The property sector has elicited different views from analysts and property consultants.

Maybank Research believed that the worst is over for the sector, with developers making major impairments on unsold inventories over the last nine months of 2020.They have “positioned the sector for a recovery in line with better economic outlook in 2021, ” analyst Wong Wei Sum said.



Looking at the latest numbers from the National Property Information Centre (Napic), there is a significant quarter-on-quarter jump in sales for the third quarter of 2020, which bodes well for the year ahead.

“Buying sentiment for properties is expected to improve in anticipation of a better economic outlook in 2021 as well as the low interest rate environment, ” Wong said.

Property consultancy City Valuers has a different perspective. He said the latest Napic numbers are rather misleading.

Its director CY Lim said if one were to look at the five-year third quarter results for all property transactions between 2016 and 2020, last year saw a health growth of 7.4%.

However, when viewed over a nine-month period between 2018 and 2020, the story is vastly different.

“Transaction value for the full nine-month period between 2019 and 2020 fell 21.5% from RM102.92mil to RM80.77mil in September 2020. In terms of volume, it fell 15.8%, ” he said.

Lim said transactions for the first half of the year were extremely low due to the movement control order (MCO).

It was only in June, July and August that sales picked up.

“If you accumulate all three quarters for 2020, it is still far below the previous two years, ” he said.

In terms of value, the third quarter 2020 transaction volume may be up but in terms of ringgit value, it is down by negative 2.4% at RM33.78bil versus RM34.62bil a year ago.

Lim’s views echoed AmInvestment Bank and TA Securities latest property reports.

Zeroing in on housing, TA Securities said residential sales in Selangor, the Federal Territories, Penang and Johor saw a drop of 17.9% in ringgit value, and 19.3% in terms of volume compared with the first nine-months of 2019.

“The declines were even greater than that experienced during the Global Financial Crisis of 2008/2009, ” TA Securities’ Thiam Chiann Wen said.

The various government incentives and the restricted movements resulted in a surge in demand in the third quarter of 2020, Thiam opined.

PPC International managing director Datuk Siders Sittampalam said many people had bought houses in the third quarter.

On whether the market has bottomed out, he said there are a lot of unknown factors in the year.

“Confidence has improved relative to last year but there are a lot of unknown factors ahead of us. This will result in buyers holding back purchases of big-ticket items including a property.

“Income has shrunk for most people and for some it has dried up.

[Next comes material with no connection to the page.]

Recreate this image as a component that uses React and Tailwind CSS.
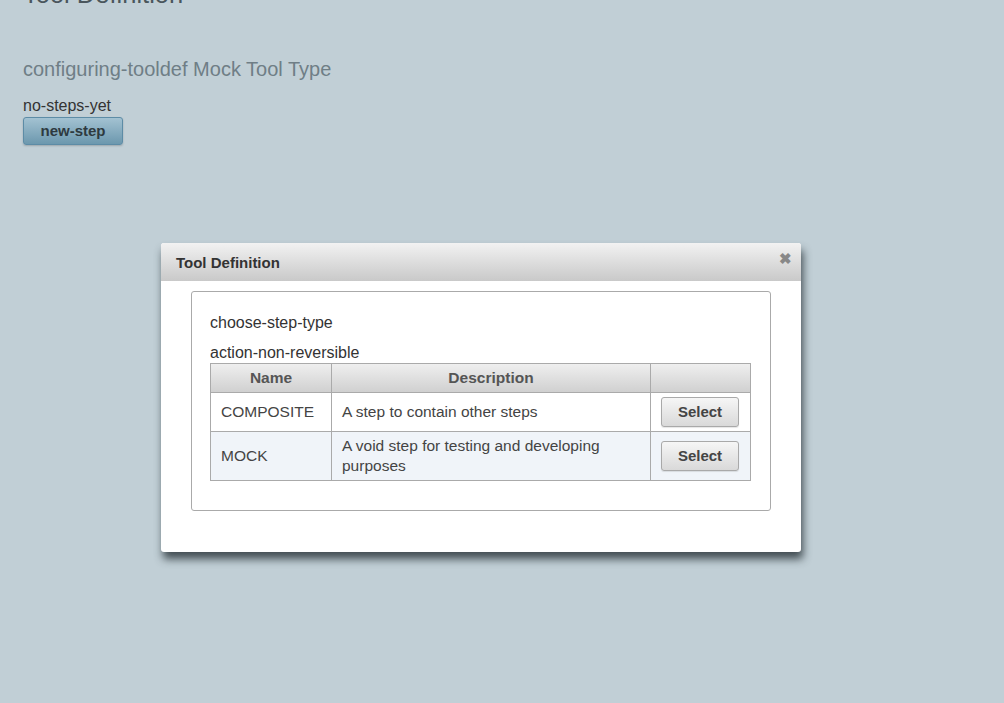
import React from 'react';

const steps = [
  { name: 'COMPOSITE', description: 'A step to contain other steps' },
  { name: 'MOCK', description: 'A void step for testing and developing purposes' },
];

const SelectButton = () => (
  <button className="h-[30px] w-[78px] rounded-[3px] border border-[#a9a9a9] bg-gradient-to-b from-[#f6f6f6] to-[#d9d9d9] text-[15px] font-bold text-[#444] shadow-[0_1px_1px_rgba(0,0,0,0.1)]">
    Select
  </button>
);

const App = () => (
  <div className="relative flex min-h-screen flex-col bg-[#c1cfd6] font-['Liberation_Sans',Arial,sans-serif] text-[#333]">
    <div className="flex flex-col items-start pl-[23px]">
      <h1 className="-mt-[21px] text-[25.5px] leading-[30px] text-[#4a565c]">Tool Definition</h1>
      <h2 className="mt-[48px] text-[20px] leading-[24px] text-[#6f7e86]">configuring-tooldef Mock Tool Type</h2>
      <p className="mt-[16px] text-[16px] leading-[18px]">no-steps-yet</p>
      <button className="mt-[2px] h-[28px] w-[100px] rounded-[3px] border border-[#5d8ca6] bg-gradient-to-b from-[#a3c2d2] to-[#6c98ae] text-[15px] font-bold text-[#2e3a40] shadow-[0_1px_2px_rgba(0,0,0,0.2)]">
        new-step
      </button>
    </div>

    <div className="absolute left-[161px] top-[243px] w-[640px] h-[309px] rounded-[3px] bg-white shadow-[2px_7px_9px_rgba(35,45,50,0.8)]">
      <div className="relative flex h-[38px] items-center rounded-t-[3px] bg-gradient-to-b from-[#f2f2f2] to-[#c9c9c9] pl-[15px] pt-[3px]">
        <span className="text-[15px] font-bold text-[#333]">Tool Definition</span>
        <span className="absolute right-[9px] top-[8px] text-[15px] font-bold leading-none text-[#888]">✖</span>
      </div>
      <div className="mx-[30px] mt-[10px] h-[220px] rounded-[3px] border border-[#aaa] px-[18px] pt-[22px]">
        <p className="text-[16px] leading-[18px]">choose-step-type</p>
        <p className="mt-[12px] text-[16px] leading-[18px]">action-non-reversible</p>
        <table className="mt-[1px] w-[541px] border-collapse text-[15.5px] text-[#444]">
          <thead>
            <tr className="h-[29px] bg-gradient-to-b from-[#efefef] to-[#cfcfcf]">
              <th className="w-[121px] border border-[#aaa] font-bold text-[#555]">Name</th>
              <th className="w-[319px] border border-[#aaa] font-bold text-[#555]">Description</th>
              <th className="border border-[#aaa]"></th>
            </tr>
          </thead>
          <tbody>
            {steps.map((s, i) => (
              <tr key={s.name} className={i === 1 ? 'h-[49px] bg-[#f0f4f9]' : 'h-[39px] bg-white'}>
                <td className="border border-[#aaa] px-[10px] leading-[20px]">{s.name}</td>
                <td className="border border-[#aaa] px-[10px] leading-[20px]">{s.description}</td>
                <td className="border border-[#aaa] pl-[10px]">
                  <SelectButton />
                </td>
              </tr>
            ))}
          </tbody>
        </table>
      </div>
    </div>
  </div>
);

export default App;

We are poorer in 2020 than in 2019. This will impact buying decisions, ” Siders said.

On the retail side, there will be less going into real estate. But having said that, the big corporations continue their land-banking activities.

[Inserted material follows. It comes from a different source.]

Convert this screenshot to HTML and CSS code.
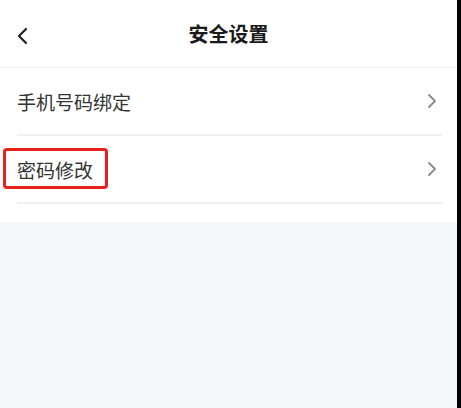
FILE: index.html
```html
<!DOCTYPE html>
<html lang="zh-CN">
<head>
  <meta charset="UTF-8" />
  <meta name="viewport" content="width=device-width, initial-scale=1.0"/>
  <title>安全设置</title>
  <link rel="stylesheet" href="styles.css">
</head>
<body>
  <div class="page">
    <div class="header">
      <span class="back">
        <svg width="12" height="18" viewBox="0 0 12 18"><path d="M10 2 L3 9 L10 16" fill="none" stroke="#222" stroke-width="2.2" stroke-linecap="round" stroke-linejoin="round"/></svg>
      </span>
      <h1>安全设置</h1>
    </div>

    <div class="list">
      <div class="row">
        <span class="label">手机号码绑定</span>
        <svg class="arrow" width="10" height="16" viewBox="0 0 10 16"><path d="M2 2 L8 8 L2 14" fill="none" stroke="#8a8a8a" stroke-width="1.8" stroke-linecap="round" stroke-linejoin="round"/></svg>
      </div>
      <div class="row">
        <span class="label">密码修改</span>
        <span class="mark"></span>
        <svg class="arrow" width="10" height="16" viewBox="0 0 10 16"><path d="M2 2 L8 8 L2 14" fill="none" stroke="#8a8a8a" stroke-width="1.8" stroke-linecap="round" stroke-linejoin="round"/></svg>
      </div>
    </div>
  </div>
</body>
</html>
```

FILE: styles.css
```css
body {
  margin: 0;
  padding: 0;
  background: #000;
  font-family: "Noto Sans CJK SC", "Noto Sans", sans-serif;
}

.page {
  width: 457px;
  min-height: 100vh;
  background: #f5f6f7;
}

.header {
  height: 67px;
  background: #fff;
  border-bottom: 1px solid #f0f0f0;
  display: flex;
  align-items: center;
  justify-content: center;
  position: relative;
}

.back {
  position: absolute;
  left: 16px;
  top: 26px;
}

h1 {
  margin: 0;
  font-size: 20px;
  font-weight: bold;
  color: #1a1a1a;
}

.list {
  background: #fff;
  padding-bottom: 18px;
}

.row {
  height: 66px;
  margin: 0 15px 0 17px;
  border-bottom: 2px solid #f0f0f0;
  display: flex;
  align-items: center;
  justify-content: space-between;
  padding-right: 5px;
  position: relative;
}

.label {
  font-size: 19px;
  color: #333;
}

.mark {
  position: absolute;
  left: -14px;
  top: 12px;
  width: 99px;
  height: 35px;
  border: 3px solid #e8211c;
  border-radius: 4px;
}
```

“I see land transactions going on among developers and investors. Yes, the sector may be weak, but developers are in the business of development.

“Whether there is a demand or not, they will have to customise their products to the demands of the market.”

On whether developers will buy land in order to hedge against inflation, which is expected to rise this year, and against the possible falling value of currencies in general in view of the various stimulus packages cobbled together by virtually every country, Siders said there is a possibility.

“So it is reasonable to say that there will be investors who will use land to hedge against that, ” he said.